Although the obvious work of a national tournament director is done running events, I also do a lot of “work” from home. I get phone calls from everyone: other National directors, other TDs, the local club, and players who have had rulings they don't understand. I get emails requesting rulings or opinions on previous rulings/appeals; and I do get the occasional text message starting “U hold ...” (polling to determine logical alternatives). But I don't get faxes.

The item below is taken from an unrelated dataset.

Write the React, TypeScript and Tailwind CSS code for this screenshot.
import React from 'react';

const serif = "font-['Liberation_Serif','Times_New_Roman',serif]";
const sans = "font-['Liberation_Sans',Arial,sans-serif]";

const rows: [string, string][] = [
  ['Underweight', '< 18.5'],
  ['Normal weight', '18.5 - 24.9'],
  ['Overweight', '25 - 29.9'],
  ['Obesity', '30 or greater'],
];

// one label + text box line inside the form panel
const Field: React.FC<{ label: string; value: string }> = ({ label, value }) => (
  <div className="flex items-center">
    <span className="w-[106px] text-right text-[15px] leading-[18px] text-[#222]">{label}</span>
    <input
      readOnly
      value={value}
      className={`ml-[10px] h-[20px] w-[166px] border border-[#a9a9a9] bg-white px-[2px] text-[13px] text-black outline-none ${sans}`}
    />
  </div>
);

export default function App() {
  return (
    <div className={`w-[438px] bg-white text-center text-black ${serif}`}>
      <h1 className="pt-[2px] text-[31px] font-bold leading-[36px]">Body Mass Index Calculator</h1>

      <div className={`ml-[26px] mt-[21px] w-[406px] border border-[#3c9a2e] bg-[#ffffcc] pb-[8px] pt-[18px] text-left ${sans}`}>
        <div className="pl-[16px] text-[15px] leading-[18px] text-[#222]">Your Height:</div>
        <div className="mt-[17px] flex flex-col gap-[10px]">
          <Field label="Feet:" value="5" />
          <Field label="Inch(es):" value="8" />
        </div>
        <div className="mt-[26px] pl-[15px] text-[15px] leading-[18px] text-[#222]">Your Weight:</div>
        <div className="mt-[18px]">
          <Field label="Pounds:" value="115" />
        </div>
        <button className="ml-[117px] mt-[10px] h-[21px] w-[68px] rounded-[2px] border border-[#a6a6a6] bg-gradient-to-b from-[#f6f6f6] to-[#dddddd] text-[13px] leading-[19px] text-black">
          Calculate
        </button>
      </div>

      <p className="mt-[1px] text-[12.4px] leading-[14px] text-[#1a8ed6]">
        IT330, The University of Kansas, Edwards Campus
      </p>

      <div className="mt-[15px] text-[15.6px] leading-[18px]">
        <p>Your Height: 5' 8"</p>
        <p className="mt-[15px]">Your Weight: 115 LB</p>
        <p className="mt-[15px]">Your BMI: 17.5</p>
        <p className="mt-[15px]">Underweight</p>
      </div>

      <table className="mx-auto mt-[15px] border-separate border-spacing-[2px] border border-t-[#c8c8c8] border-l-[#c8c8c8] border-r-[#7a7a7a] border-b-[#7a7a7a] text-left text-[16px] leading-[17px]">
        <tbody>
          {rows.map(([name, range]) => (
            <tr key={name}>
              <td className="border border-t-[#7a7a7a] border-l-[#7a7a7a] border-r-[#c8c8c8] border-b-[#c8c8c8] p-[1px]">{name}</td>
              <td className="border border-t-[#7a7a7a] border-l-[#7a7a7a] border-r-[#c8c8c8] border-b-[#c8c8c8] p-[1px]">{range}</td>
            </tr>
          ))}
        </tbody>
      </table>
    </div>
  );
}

Although my telephone number is provided by the English Bridge Union, enquiries come from throughout the British Isles: regular consults from the depths of Wales, players and TDs from Scotland, and the odd ruling from Ireland. Most correspondents are grateful and are apprecriative of the time and effort, even if I don't tell them what they wanted to hear. But recently I did spend 24 hours canvassing opinions on a ruling and then weighing the different opinions to give my ruling; neither side bothered to thank me, although I must have ruled in favour of one of them!
That ruling involved confusion between a Benjamin 2♦ and a weak two in ♦ with inevitable consequences. I had to poll those who played Benji about the logical alternatives for the player who thought 2♦ was Benji, and to poll others who wouldn't play Benji about what the unauthorised information suggested.
Other topics
- How to apply Law 31 when the bid out of rotation was conventional. The answer is in Law 29C but this law is easily overlooked when reading Laws 30 – 32.
- A dispute at trick 13: dummy is on lead and that card will win, but declarer shows his card intending to claim the last trick and the opponents want to accept declarer's card as a lead out of turn (which will lose).
- Does a careful reading of Law 12B1 mean that if the damage is entirely self-inflicted (in the sense of Law 12C1b) there should be not adjustment for either side? (Answer: Yes, but.)
- What to do when an opening two bid does not meet the EBU regulation, do we treat it as an illegal agreement or a deviation from partnership agreement.
- Discussion of a suitable format for Swiss Teams playing around 36 boards.